Televisão Pública de Angola E.P. (Public Television of Angola) or TPA is the national broadcaster of the Southern African state of Angola. It also operates an international channel TPAi (formerly known as TPA Internacional and TPA3). TPA is headquartered in the capital city Luanda and broadcasts in the Portuguese language. The international channel broadcasts selected shows targeted at foreign audiences and the Angolan community abroad.

History
Before the creation of TPA, some experiments were made in the colonial era of Angola: the first was made in 1962, from Rádio Clube do Huambo. On January 8, 1964, Rádio Clube de Benguela made the second experiment, and then, on June 22, 1970, Luanda tested television for the first time.

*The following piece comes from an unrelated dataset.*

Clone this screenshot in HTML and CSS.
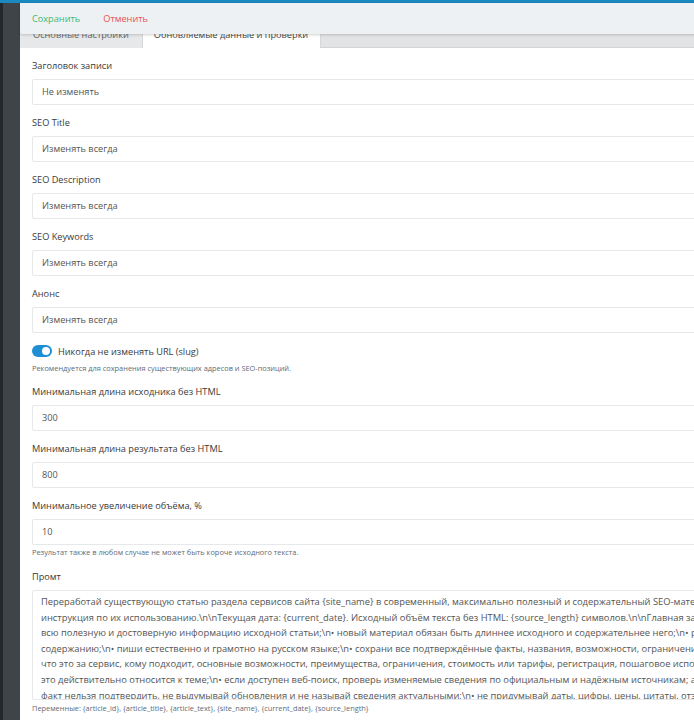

It was founded on June 27, 1973 under the official designation of '''Radiotelevisão Portuguesa de Angola by the Portuguese colonial government authorities. The first television signal was launched on October 18, 1975, in Luanda. Less than a year after the official launch and the country's independence, the company first changed its name to Televisão Popular de Angola on June 25, 1976.

In 1979, TPA began studying expansion, starting in Benguela, then in 1981 in Huambo. It was in Huambo that the first regional production center was established.

In 1982, TPA started producing programming in native languages, the first two being Malanje and N'Dalatando. Currently, the so-called "national mother tongues" have a special focus on news, of which there is a dedicated block on the main generalist channel.

Color television arrived in Angola in 1983.

In 1992, TPA expanded to the entire country thanks to satellite connections.

In September 1997, TPA became a public company and the official name changed to Televisão Pública de Angola.

On August 15th 2000, TPA 2 started broadcasting regularly. Broadcasts only became official after two years. It was restructured in late January 2008, bringing new graphics, and a new programming grid, which remained on air until December 31, 2017.

In 2003, TPA channels started broadcasting through the KU band, launching the channels on the international African platform, DStv.

On January 31, 2007, TPA began broadcasting 24 hours a day.

On July 24th 2008, TPA international was launched and became available on the main cable and IPTV platforms in Portugal and in other countries.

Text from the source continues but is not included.